▶ _Front-end source files_:

[Start]

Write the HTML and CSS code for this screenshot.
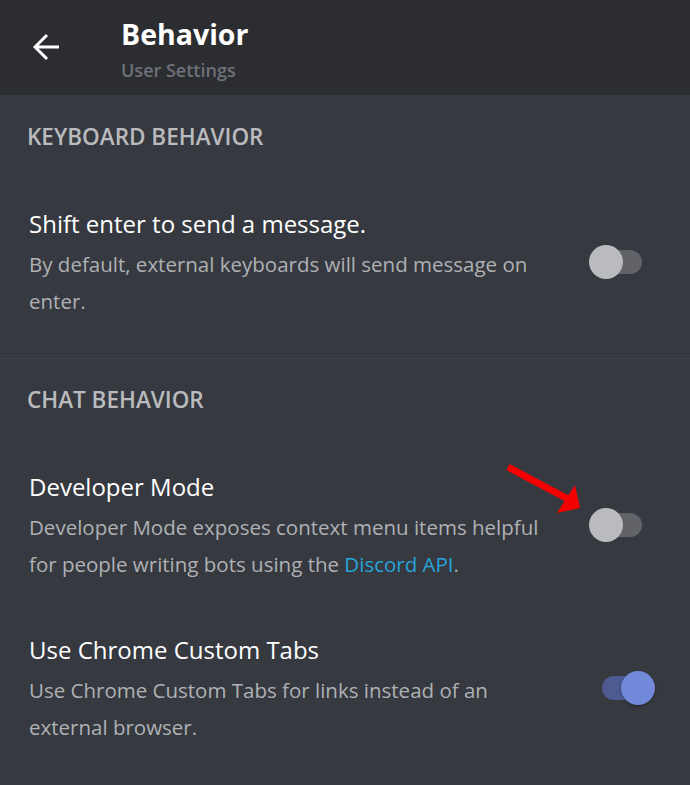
FILE: index.html
```html
<!DOCTYPE html>
<html>
<head>
<meta charset="utf-8">
<link rel="stylesheet" href="styles.css">
</head>
<body>
<div class="app">
  <header class="topbar">
    <div class="back">
      <svg width="28" height="28" viewBox="0 0 28 28"><path d="M26 14H3M14 2L2 14l12 12" fill="none" stroke="#fff" stroke-width="3"/></svg>
    </div>
    <div class="titles">
      <div class="title">Behavior</div>
      <div class="subtitle">User Settings</div>
    </div>
  </header>

  <section class="section first">
    <h2 class="heading">KEYBOARD BEHAVIOR</h2>
    <div class="item">
      <div class="text">
        <div class="item-title">Shift enter to send a message.</div>
        <div class="item-desc">By default, external keyboards will send message on enter.</div>
      </div>
      <div class="toggle off"><span class="track"></span><span class="knob"></span></div>
    </div>
  </section>

  <section class="section">
    <h2 class="heading">CHAT BEHAVIOR</h2>
    <div class="item">
      <div class="text">
        <div class="item-title">Developer Mode</div>
        <div class="item-desc">Developer Mode exposes context menu items helpful for people writing bots using the <span class="link">Discord API</span>.</div>
      </div>
      <div class="toggle off"><span class="track"></span><span class="knob"></span></div>
    </div>
    <div class="item next">
      <div class="text">
        <div class="item-title">Use Chrome Custom Tabs</div>
        <div class="item-desc">Use Chrome Custom Tabs for links instead of an external browser.</div>
      </div>
      <div class="toggle on"><span class="track"></span><span class="knob"></span></div>
    </div>
  </section>

  <svg class="arrow" width="90" height="70" viewBox="0 0 90 70">
    <line x1="8" y1="12" x2="68" y2="44" stroke="#f40000" stroke-width="7"/>
    <polygon points="57,58 80,53 75,30" fill="#f40000"/>
  </svg>
</div>
</body>
</html>
```
FILE: styles.css
```css
* { box-sizing: border-box; }
html, body { margin: 0; padding: 0; }
body {
  background: #36393f;
  font-family: "Open Sans", "Noto Sans", sans-serif;
  width: 690px;
  height: 785px;
  overflow: hidden;
}
.app { position: relative; width: 690px; height: 785px; }

.topbar {
  height: 95px;
  background: #2b2d31;
  display: flex;
  align-items: flex-start;
}
.back {
  margin: 33px 0 0 33px;
  width: 28px;
  height: 28px;
  display: flex;
}
.titles { margin-left: 60px; padding-top: 16px; }
.title {
  color: #fff;
  font-weight: 700;
  font-size: 28.5px;
  line-height: 36px;
}
.subtitle {
  color: #6e7178;
  font-weight: 600;
  font-size: 18px;
  line-height: 24px;
  margin-top: 6px;
}

.section { padding: 27px 0 38px 0; }
.section.first { padding-top: 28px; border-bottom: 1px solid #3f4248; }
.heading {
  margin: 0 0 0 27px;
  font-size: 22.5px;
  line-height: 28px;
  font-weight: 600;
  color: #b9bbbe;
}
.item {
  display: flex;
  align-items: center;
  padding: 0 41px 0 29px;
  margin-top: 58px;
}
.item.next { margin-top: 52px; }
.text { flex: 1; min-width: 0; }
.item-title {
  color: #fff;
  font-size: 24px;
  line-height: 30px;
}
.item-desc {
  color: #afb1b5;
  font-size: 20.5px;
  line-height: 37px;
  margin-top: 7px;
}
.link { color: #27a3db; }

.toggle {
  position: relative;
  width: 60px;
  height: 34px;
  margin-left: 34px;
  margin-bottom: 6px;
  flex: none;
}
.track {
  position: absolute;
  top: 5px;
  height: 24px;
  border-radius: 12px;
}
.knob {
  position: absolute;
  top: 0;
  width: 34px;
  height: 34px;
  border-radius: 50%;
}
.toggle.off .track { left: 5px; width: 48px; background: #616369; }
.toggle.off .knob { left: 0; background: #b9bbbe; }
.toggle.on .track { left: 13px; width: 42px; background: #4e5b93; }
.toggle.on .knob { right: -6px; background: #7289da; box-shadow: 0 1px 3px rgba(0,0,0,0.35); }

.arrow {
  position: absolute;
  left: 500px;
  top: 455px;
}
```
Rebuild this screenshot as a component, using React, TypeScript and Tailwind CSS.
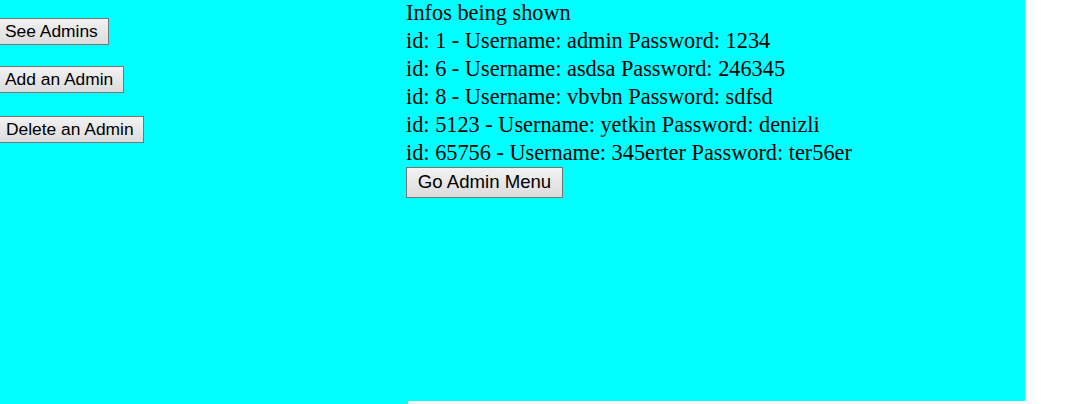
const admins = [
  { id: 1, username: 'admin', password: '1234' },
  { id: 6, username: 'asdsa', password: '246345' },
  { id: 8, username: 'vbvbn', password: 'sdfsd' },
  { id: 5123, username: 'yetkin', password: 'denizli' },
  { id: 65756, username: '345erter', password: 'ter56er' },
];

const btn =
  'block h-[27px] border-y border-r border-[#767676] bg-gradient-to-b from-[#f2f2f2] to-[#dcdcdc] pl-[5px] text-left text-[17.4px] leading-none text-black whitespace-nowrap';

export default function App() {
  return (
    <div className="flex w-[1086px] h-[404px] bg-white font-['Liberation_Sans',Arial,sans-serif]">
      {/* Left menu */}
      <div className="w-[408px] h-[404px] bg-[#00ffff] pt-[18px] flex flex-col">
        <button className={`${btn} w-[109px]`}>See Admins</button>
        <button className={`${btn} w-[124px] mt-[21px]`}>Add an Admin</button>
        <button className={`${btn} w-[144px] mt-[23px] pl-[6px]`}>Delete an Admin</button>
      </div>

      {/* Info panel */}
      <div className="-ml-[2px] w-[619px] h-[401px] bg-[#00ffff]">
        <div className="font-['Liberation_Serif','Times_New_Roman',serif] text-[22.3px] leading-[28px] text-black -mt-px">
          <div>Infos being shown</div>
          {admins.map((a) => (
            <div key={a.id}>
              id: {a.id} - Username: {a.username} Password: {a.password}
            </div>
          ))}
        </div>
        <button className="w-[157px] h-[31px] border border-[#767676] bg-gradient-to-b from-[#f2f2f2] to-[#dcdcdc] text-[18.6px] leading-none text-black">
          Go Admin Menu
        </button>
      </div>
    </div>
  );
}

[End]

▶ _WHAT IS NEEDED_:
Copy word for word only the lines above from the one with "Rebuild this screenshot" through the one with "leading-none text-black whitespace-nowrap';". Leave pictures out.

▶ _CORRECT OUTPUT_:
Rebuild this screenshot as a component, using React, TypeScript and Tailwind CSS.
const admins = [
  { id: 1, username: 'admin', password: '1234' },
  { id: 6, username: 'asdsa', password: '246345' },
  { id: 8, username: 'vbvbn', password: 'sdfsd' },
  { id: 5123, username: 'yetkin', password: 'denizli' },
  { id: 65756, username: '345erter', password: 'ter56er' },
];

const btn =
  'block h-[27px] border-y border-r border-[#767676] bg-gradient-to-b from-[#f2f2f2] to-[#dcdcdc] pl-[5px] text-left text-[17.4px] leading-none text-black whitespace-nowrap';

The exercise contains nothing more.